A controversial photograph depicting Vancouver's Gastown Riot goes on display in New York before settling into its Downtown Eastside home
VANCOUVER -- A controversial new artwork by Vancouver artist Stan Douglas goes on display today at the David Zwirner gallery in New York. The piece - Abbott & Cordova - depicts a scene from the 1971 Gastown Riot, an episode of Vancouver's history that members of the city's police force would rather not revisit.
The work is a scale version of a huge photograph (9 by 15 metres) due to be installed in June in the atrium of the redeveloped Woodward's building in Vancouver's troubled Downtown Eastside.
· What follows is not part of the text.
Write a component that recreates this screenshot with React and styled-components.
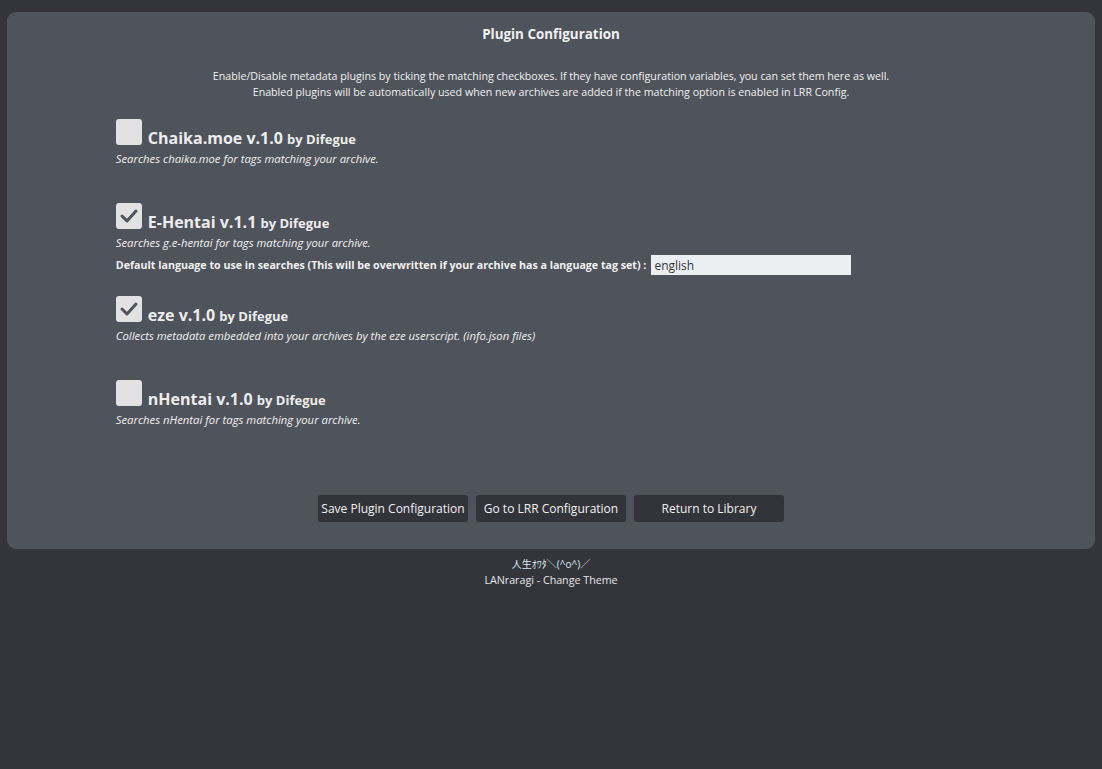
import React from "react";
import styled, { createGlobalStyle } from "styled-components";

const Global = createGlobalStyle`
  html, body { margin: 0; padding: 0; background: #34353b; }
  body {
    font-family: "Open Sans", "Noto Sans", sans-serif;
    color: #f1f1f1;
    font-size: 11px;
  }
`;

const Page = styled.div`
  padding: 12px 7px 0 7px;
  min-height: 769px;
  box-sizing: border-box;
`;

const Card = styled.div`
  background: #4f535b;
  border-radius: 9px;
  padding: 14px 0 27px;
  display: flex;
  flex-direction: column;
  align-items: center;
`;

const Title = styled.h2`
  margin: 0;
  font-size: 13.4px;
  font-weight: 700;
  line-height: 16px;
  color: #f1f1f1;
`;

const Intro = styled.p`
  margin: 26px 0 0;
  text-align: center;
  font-size: 10.66px;
  line-height: 16px;
  color: #f1f1f1;
`;

const PluginList = styled.div`
  width: 80%;
  margin-top: 19px;
  display: flex;
  flex-direction: column;
`;

const Plugin = styled.div`
  padding-bottom: 19px;
`;

const Header = styled.label`
  display: flex;
  align-items: flex-end;
  height: 26px;
  gap: 6px;
`;

const Box = styled.span`
  width: 26px;
  height: 26px;
  border-radius: 3px;
  background: #e2e2e2;
  display: flex;
  align-items: center;
  justify-content: center;
  flex: none;
`;

const Name = styled.span`
  font-size: 16px;
  font-weight: 700;
  line-height: 16px;
  color: #ededed;
  position: relative;
  top: 2px;
`;

const By = styled.span`
  font-size: 13px;
  font-weight: 700;
`;

const Desc = styled.div`
  margin-top: 6px;
  font-style: italic;
  font-size: 11.3px;
  line-height: 16px;
  color: #f1f1f1;
`;

const Args = styled.div`
  min-height: 17px;
`;

const ArgRow = styled.div`
  margin-top: 2px;
  height: 24px;
  display: flex;
  align-items: center;
  gap: 5px;
  font-weight: 700;
  font-size: 10.66px;
`;

const Input = styled.input`
  width: 200px;
  height: 20px;
  box-sizing: border-box;
  border: none;
  outline: none;
  background: #eceff1;
  color: #33343a;
  font-family: "Open Sans", "Noto Sans", sans-serif;
  font-size: 12px;
  padding: 0 3px;
  margin: 0;
`;

const Buttons = styled.div`
  display: flex;
  gap: 8px;
  margin-top: 31px;
`;

const Button = styled.button`
  width: 150px;
  height: 27px;
  border: none;
  border-radius: 3px;
  background: #33343a;
  color: #f1f1f1;
  font-family: "Open Sans", "Noto Sans", sans-serif;
  font-size: 12px;
  padding: 0;
  cursor: pointer;
`;

const Footer = styled.div`
  text-align: center;
  padding-top: 7px;
  font-size: 10.7px;
  line-height: 16px;
  color: #e6e6e6;
`;

const Kao = styled.div`
  font-family: "Open Sans", "Noto Sans CJK JP", sans-serif;
  font-size: 10px;
  color: #dde8f0;
`;

const Check = () => (
  <svg width="20" height="16" viewBox="0 0 20 16">
    <path d="M3 8 L8 13 L17 3" fill="none" stroke="#4f535b" strokeWidth="3" strokeLinecap="round" strokeLinejoin="round" />
  </svg>
);

const plugins = [
  { name: "Chaika.moe v.1.0", desc: "Searches chaika.moe for tags matching your archive.", checked: false },
  {
    name: "E-Hentai v.1.1",
    desc: "Searches g.e-hentai for tags matching your archive.",
    checked: true,
    args: [{ label: "Default language to use in searches (This will be overwritten if your archive has a language tag set) :", value: "english" }],
  },
  { name: "eze v.1.0", desc: "Collects metadata embedded into your archives by the eze userscript. (info.json files)", checked: true },
  { name: "nHentai v.1.0", desc: "Searches nHentai for tags matching your archive.", checked: false },
];

export default function App() {
  return (
    <Page>
      <Global />
      <Card>
        <Title>Plugin Configuration</Title>
        <Intro>
          Enable/Disable metadata plugins by ticking the matching checkboxes. If they have configuration variables, you can set them here as well.
          <br />
          Enabled plugins will be automatically used when new archives are added if the matching option is enabled in LRR Config.
        </Intro>
        <PluginList>
          {plugins.map((p) => (
            <Plugin key={p.name}>
              <Header>
                <Box>{p.checked && <Check />}</Box>
                <Name>
                  {p.name} <By>by Difegue</By>
                </Name>
              </Header>
              <Desc>{p.desc}</Desc>
              <Args>
                {(p.args || []).map((a) => (
                  <ArgRow key={a.label}>
                    <span>{a.label}</span>
                    <Input defaultValue={a.value} />
                  </ArgRow>
                ))}
              </Args>
            </Plugin>
          ))}
        </PluginList>
        <Buttons>
          <Button>Save Plugin Configuration</Button>
          <Button>Go to LRR Configuration</Button>
          <Button>Return to Library</Button>
        </Buttons>
      </Card>
      <Footer>
        <Kao>人生ｵﾜﾀ＼(^o^)／</Kao>
        <div>LANraragi - Change Theme</div>
      </Footer>
    </Page>
  );
}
Enclosed in glass, the piece shows police rounding up protesters, who were demonstrating against the use of undercover cops and for the legalization of marijuana.
News reports from the time state that police charged on horseback and beat the crowd with batons.
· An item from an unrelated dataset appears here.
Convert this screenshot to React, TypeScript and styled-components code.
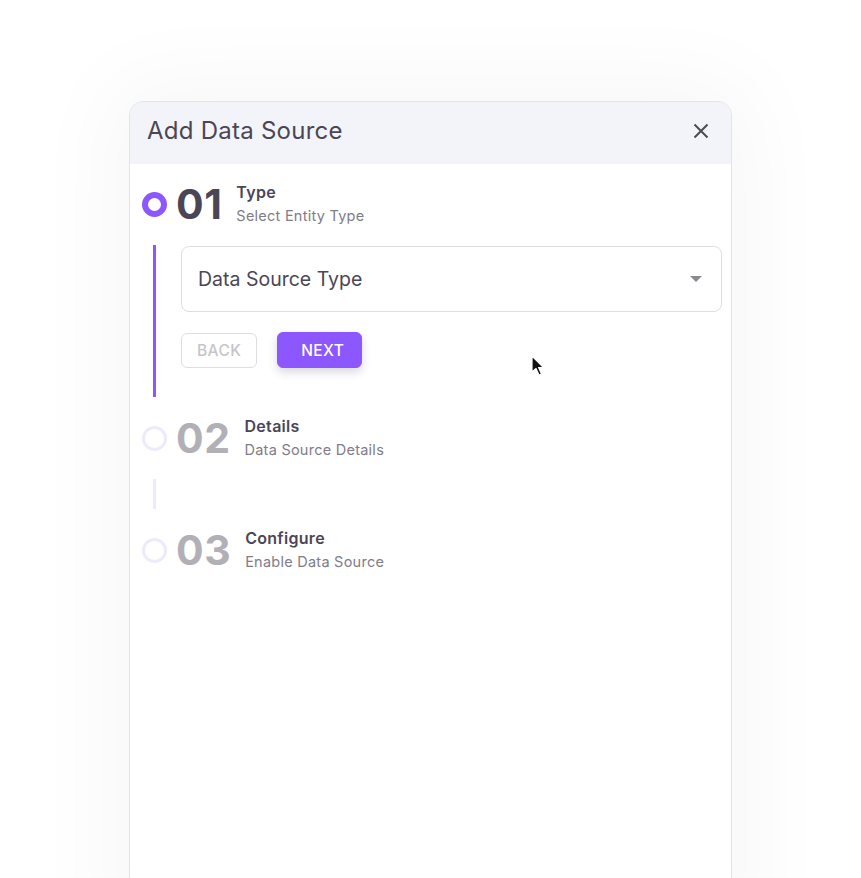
import React from "react";
import styled, { createGlobalStyle } from "styled-components";

const Global = createGlobalStyle`
  html, body { margin: 0; padding: 0; background: #ffffff; }
  body { font-family: Inter, "Noto Sans", "Liberation Sans", sans-serif; overflow: hidden; }
  * { box-sizing: border-box; }
`;

const Page = styled.div`
  width: 861px;
  height: 878px;
  padding: 101px 0 0 129px;
  overflow: hidden;
`;

const Dialog = styled.div`
  position: relative;
  width: 603px;
  height: 860px;
  border: 1px solid #e3e3ea;
  border-radius: 14px;
  background: #ffffff;
  box-shadow: 0 0 90px 20px rgba(30, 30, 60, 0.035);
  overflow: hidden;
`;

const Header = styled.div`
  height: 62px;
  background: #f3f4f9;
  display: flex;
  align-items: center;
  justify-content: space-between;
  padding: 0 22px 5px 17px;
`;

const Title = styled.h2`
  margin: 0;
  font-size: 24px;
  font-weight: 400;
  color: #4b4656;
  letter-spacing: 0.25px;
`;

const CloseButton = styled.button`
  width: 16px;
  height: 16px;
  border: none;
  background: transparent;
  padding: 0;
  display: flex;
  align-items: center;
  justify-content: center;
  color: #4b4a55;
`;

const Body = styled.div`
  padding: 16px 9px 0 12px;
  display: flex;
  flex-direction: column;
`;

const StepHeader = styled.div`
  height: 48px;
  display: flex;
  align-items: center;
`;

const Dot = styled.span<{ $active?: boolean }>`
  width: 25px;
  height: 25px;
  border-radius: 50%;
  border: ${(p) => (p.$active ? "6px solid #8c57ff" : "3px solid #eee9fd")};
  flex: none;
`;

const StepNumber = styled.span<{ $active?: boolean }>`
  margin-left: 9px;
  font-size: 41px;
  font-weight: 700;
  line-height: 1;
  color: ${(p) => (p.$active ? "#4b4656" : "#b2b0b7")};
  letter-spacing: 0.5px;
`;

const StepText = styled.div`
  margin-left: 14px;
  display: flex;
  flex-direction: column;
  margin-top: 1px;
`;

const StepTitle = styled.span`
  font-size: 16px;
  font-weight: 600;
  color: #4b4656;
  line-height: 22px;
  letter-spacing: 0.3px;
`;

const StepSub = styled.span`
  font-size: 14.5px;
  font-weight: 400;
  color: #807c88;
  line-height: 26px;
  letter-spacing: 0.25px;
`;

const Connector = styled.div<{ $active?: boolean }>`
  margin: 17px 0 17px 11px;
  border-left: 3px solid ${(p) => (p.$active ? "#8c57ff" : "#eee9fd")};
  min-height: 28px;
  padding: 1px 0 29px 25px;
  display: flex;
  flex-direction: column;
  gap: 20px;
`;

const Select = styled.div`
  height: 66px;
  border: 1px solid #dedde3;
  border-radius: 8px;
  display: flex;
  align-items: center;
  justify-content: space-between;
  padding: 0 19px 0 16px;
  font-size: 19.5px;
  color: #4b4656;
`;

const Caret = styled.span`
  width: 0;
  height: 0;
  border-left: 6px solid transparent;
  border-right: 6px solid transparent;
  border-top: 6px solid #8a8990;
`;

const Buttons = styled.div`
  display: flex;
  align-items: center;
  gap: 20px;
`;

const Button = styled.button<{ $primary?: boolean }>`
  font-family: inherit;
  height: ${(p) => (p.$primary ? "36px" : "35px")};
  padding: ${(p) => (p.$primary ? "0 17px 0 23px" : "0 15px")};
  border-radius: 6px;
  font-size: 15.5px;
  font-weight: 500;
  letter-spacing: 0.4px;
  text-transform: uppercase;
  border: 1px solid ${(p) => (p.$primary ? "#8c57ff" : "#dedde3")};
  background: ${(p) => (p.$primary ? "#8c57ff" : "#ffffff")};
  color: ${(p) => (p.$primary ? "#ffffff" : "#c6c5ca")};
  box-shadow: ${(p) => (p.$primary ? "0 4px 10px rgba(40, 30, 70, 0.18)" : "none")};
`;

const Cursor = styled.svg`
  position: absolute;
  left: 401px;
  top: 253px;
`;

type Step = { num: string; title: string; sub: string };

const steps: Step[] = [
  { num: "01", title: "Type", sub: "Select Entity Type" },
  { num: "02", title: "Details", sub: "Data Source Details" },
  { num: "03", title: "Configure", sub: "Enable Data Source" },
];

export default function App() {
  return (
    <>
      <Global />
      <Page>
        <Dialog>
          <Header>
            <Title>Add Data Source</Title>
            <CloseButton aria-label="close">
              <svg width="16" height="16" viewBox="0 0 16 16">
                <path d="M1.5 1.5L14.5 14.5M14.5 1.5L1.5 14.5" stroke="currentColor" strokeWidth="2" />
              </svg>
            </CloseButton>
          </Header>
          <Body>
            {steps.map((s, i) => (
              <React.Fragment key={s.num}>
                <StepHeader>
                  <Dot $active={i === 0} />
                  <StepNumber $active={i === 0}>{s.num}</StepNumber>
                  <StepText>
                    <StepTitle>{s.title}</StepTitle>
                    <StepSub>{s.sub}</StepSub>
                  </StepText>
                </StepHeader>
                {i === 0 && (
                  <Connector $active>
                    <Select>
                      <span>Data Source Type</span>
                      <Caret />
                    </Select>
                    <Buttons>
                      <Button>Back</Button>
                      <Button $primary>Next</Button>
                    </Buttons>
                  </Connector>
                )}
                {i === 1 && <Connector />}
              </React.Fragment>
            ))}
          </Body>
          <Cursor width="14" height="22" viewBox="0 0 14 22">
            <path d="M1 1 L1 17 L5 13.5 L8 20 L10.5 19 L7.6 12.6 L12.5 12.6 Z" fill="#111" stroke="#fff" strokeWidth="1.2" strokeLinejoin="round" />
          </Cursor>
        </Dialog>
      </Page>
    </>
  );
}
One eyewitness was quoted in The Globe and Mail saying the officers behaved with "almost a satanic arrogance."
Earlier this year, just days before Douglas was about to start recreating the scene in the parking lot of the Pacific National Exhibition in east Vancouver, current Vancouver Police Department Chief Jim Chu left a message at his studio asking whether the artist would come in to discuss the project.
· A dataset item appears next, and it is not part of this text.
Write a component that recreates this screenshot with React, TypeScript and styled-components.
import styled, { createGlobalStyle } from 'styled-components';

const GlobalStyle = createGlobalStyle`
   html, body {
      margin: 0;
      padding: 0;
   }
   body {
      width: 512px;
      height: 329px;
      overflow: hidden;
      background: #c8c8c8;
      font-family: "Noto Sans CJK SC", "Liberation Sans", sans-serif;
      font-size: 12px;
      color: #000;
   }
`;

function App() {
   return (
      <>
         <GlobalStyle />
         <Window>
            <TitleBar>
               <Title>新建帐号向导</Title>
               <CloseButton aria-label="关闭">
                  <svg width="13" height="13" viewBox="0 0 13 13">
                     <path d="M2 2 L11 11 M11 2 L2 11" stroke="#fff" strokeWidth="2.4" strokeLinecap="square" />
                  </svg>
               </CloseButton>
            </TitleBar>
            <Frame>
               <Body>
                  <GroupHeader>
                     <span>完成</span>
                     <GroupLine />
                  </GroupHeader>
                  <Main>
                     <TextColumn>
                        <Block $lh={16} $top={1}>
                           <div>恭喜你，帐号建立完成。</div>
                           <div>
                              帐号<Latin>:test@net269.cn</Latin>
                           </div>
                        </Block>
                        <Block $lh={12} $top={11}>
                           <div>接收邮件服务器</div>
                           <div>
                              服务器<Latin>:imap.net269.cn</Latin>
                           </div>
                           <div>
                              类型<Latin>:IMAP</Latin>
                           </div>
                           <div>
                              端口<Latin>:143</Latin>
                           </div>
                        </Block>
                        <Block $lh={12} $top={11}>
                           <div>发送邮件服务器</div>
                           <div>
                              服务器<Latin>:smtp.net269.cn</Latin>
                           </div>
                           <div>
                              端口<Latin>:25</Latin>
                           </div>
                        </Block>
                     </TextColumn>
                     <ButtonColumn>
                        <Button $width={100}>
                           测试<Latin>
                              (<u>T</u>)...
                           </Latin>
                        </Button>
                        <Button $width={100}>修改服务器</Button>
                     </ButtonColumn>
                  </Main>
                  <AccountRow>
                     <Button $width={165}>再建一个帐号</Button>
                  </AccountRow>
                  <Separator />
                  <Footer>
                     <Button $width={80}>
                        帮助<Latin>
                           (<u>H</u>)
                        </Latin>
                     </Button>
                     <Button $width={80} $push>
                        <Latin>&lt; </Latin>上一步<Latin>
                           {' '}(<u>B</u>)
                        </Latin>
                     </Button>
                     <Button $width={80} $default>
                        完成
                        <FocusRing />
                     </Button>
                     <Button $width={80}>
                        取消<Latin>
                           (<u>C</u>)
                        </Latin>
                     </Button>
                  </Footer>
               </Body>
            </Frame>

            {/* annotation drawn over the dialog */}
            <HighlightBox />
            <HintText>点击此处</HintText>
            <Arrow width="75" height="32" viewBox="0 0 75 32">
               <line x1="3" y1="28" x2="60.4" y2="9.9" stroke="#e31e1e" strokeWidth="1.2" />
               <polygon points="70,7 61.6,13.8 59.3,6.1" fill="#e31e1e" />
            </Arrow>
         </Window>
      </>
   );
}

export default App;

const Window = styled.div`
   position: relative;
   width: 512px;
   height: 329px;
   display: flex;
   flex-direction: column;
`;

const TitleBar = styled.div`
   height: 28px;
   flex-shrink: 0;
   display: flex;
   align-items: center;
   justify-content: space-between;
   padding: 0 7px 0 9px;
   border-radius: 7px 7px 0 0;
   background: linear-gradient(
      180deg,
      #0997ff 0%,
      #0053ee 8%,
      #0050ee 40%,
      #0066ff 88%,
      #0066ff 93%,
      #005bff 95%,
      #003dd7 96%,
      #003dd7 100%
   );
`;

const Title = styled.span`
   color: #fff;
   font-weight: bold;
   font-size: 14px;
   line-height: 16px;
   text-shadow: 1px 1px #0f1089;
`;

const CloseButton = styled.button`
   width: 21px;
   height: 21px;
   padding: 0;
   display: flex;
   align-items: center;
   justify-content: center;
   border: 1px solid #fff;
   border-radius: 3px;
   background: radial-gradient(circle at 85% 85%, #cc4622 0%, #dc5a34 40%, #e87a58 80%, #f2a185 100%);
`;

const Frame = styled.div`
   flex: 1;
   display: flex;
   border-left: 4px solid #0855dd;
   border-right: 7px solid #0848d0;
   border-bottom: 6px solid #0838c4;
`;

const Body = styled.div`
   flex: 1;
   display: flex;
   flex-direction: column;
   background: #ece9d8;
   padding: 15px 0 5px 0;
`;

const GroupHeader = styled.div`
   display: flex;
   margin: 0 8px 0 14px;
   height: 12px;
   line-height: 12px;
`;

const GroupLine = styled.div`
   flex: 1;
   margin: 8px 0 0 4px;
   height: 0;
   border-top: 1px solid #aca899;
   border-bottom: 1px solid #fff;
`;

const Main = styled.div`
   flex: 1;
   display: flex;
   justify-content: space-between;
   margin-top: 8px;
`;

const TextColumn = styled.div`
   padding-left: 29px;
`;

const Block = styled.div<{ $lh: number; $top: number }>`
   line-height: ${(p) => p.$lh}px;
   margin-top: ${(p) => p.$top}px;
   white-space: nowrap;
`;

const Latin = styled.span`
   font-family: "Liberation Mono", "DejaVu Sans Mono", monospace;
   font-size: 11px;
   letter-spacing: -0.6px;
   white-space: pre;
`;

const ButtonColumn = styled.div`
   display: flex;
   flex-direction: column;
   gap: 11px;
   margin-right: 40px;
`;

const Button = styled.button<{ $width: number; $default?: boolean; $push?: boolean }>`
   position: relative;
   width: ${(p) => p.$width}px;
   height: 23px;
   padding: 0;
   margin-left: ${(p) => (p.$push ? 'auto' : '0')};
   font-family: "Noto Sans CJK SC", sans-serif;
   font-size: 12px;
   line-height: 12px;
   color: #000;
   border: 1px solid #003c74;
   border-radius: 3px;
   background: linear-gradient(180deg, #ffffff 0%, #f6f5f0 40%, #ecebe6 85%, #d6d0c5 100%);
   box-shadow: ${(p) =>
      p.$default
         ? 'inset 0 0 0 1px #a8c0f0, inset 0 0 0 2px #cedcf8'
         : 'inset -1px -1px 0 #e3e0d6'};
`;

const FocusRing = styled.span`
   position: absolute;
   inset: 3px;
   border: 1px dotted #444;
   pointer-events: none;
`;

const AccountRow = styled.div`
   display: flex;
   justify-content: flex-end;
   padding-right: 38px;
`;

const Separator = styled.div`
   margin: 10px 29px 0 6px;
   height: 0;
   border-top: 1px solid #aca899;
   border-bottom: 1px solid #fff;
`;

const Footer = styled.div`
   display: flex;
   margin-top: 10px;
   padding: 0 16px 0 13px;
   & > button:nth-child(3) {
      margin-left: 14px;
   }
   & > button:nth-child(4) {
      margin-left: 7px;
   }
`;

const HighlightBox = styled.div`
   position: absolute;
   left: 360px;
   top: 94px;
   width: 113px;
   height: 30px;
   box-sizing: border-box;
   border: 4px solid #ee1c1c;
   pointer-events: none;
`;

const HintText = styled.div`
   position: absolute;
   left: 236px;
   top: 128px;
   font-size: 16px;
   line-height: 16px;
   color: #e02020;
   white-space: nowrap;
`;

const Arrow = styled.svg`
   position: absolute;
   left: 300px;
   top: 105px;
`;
Douglas, who declined to meet with Chu, said the chief expressed concern that the artist was bringing up a subject the department had been trying to forget for 30 years.
A spokesman for the department, Tim Fanning, confirmed that Chu had made the call. "He did, and the concern was purely from a public-affairs standpoint," Fanning said. "The VPD has a very positive history with the community it polices and so, something like this, which isn't considered a shiny moment in our history, is obviously not one that we would like to see.
"We're all for art," he added. "And a lot of our members are very artistic themselves and appreciate it, but who wants to have a piece of history that isn't something that they are proud of put up?"
The architect in charge of the Woodward's development, Gregory Henriquez, said he believes the artwork will be a very important part of the building's public space. "Luckily, we don't live in a society where the police chief has any say over public art," he said.
Henriquez praised Woodward's developer, Ian Gillespie, for commissioning such a robust piece. "Most public art sponsored by developers is very soft in the tooth," he noted. "But this site is a controversial one, and kudos to Ian for taking such a big risk on art that reflects its history in a way that is meaningful to the neighbourhood."
Douglas spent a lot of time researching the events of Aug. 7, 1971, collecting not just photographs taken that night, but talking to many people who were there - hippies, bystanders and undercover police officers.
In order to make sure he knew how to effectively photograph people and horses in motion, Douglas, 48, first made three other works that also go on display today in New York. One is an image of a crowd watching a horse race at Hastings Park, but the remaining two capture other significant moments in Vancouver's police history: the 1912 Free Speech Demonstration and the 1935 Battle of Ballantyne Pier. The latter was the culmination of a strike by longshoremen and saw a clash between the union and the Vancouver police and the RCMP. "The RCMP have denied having anything to with it," Douglas says. "But I have a photograph of them on horseback chasing people into Strathcona."
As for Abbott & Cordova, Douglas says he can't predict what the reaction in Vancouver will be. "This is a public work of art and I am not interested in making portraits of great men or great moments in history," he says. "I'm interested in small moments that had the possibility of making change that was not fully realized. This is one of those moments, and I'm hoping it will help people to remember. Because in certain respects, this is a moment that has been forgotten."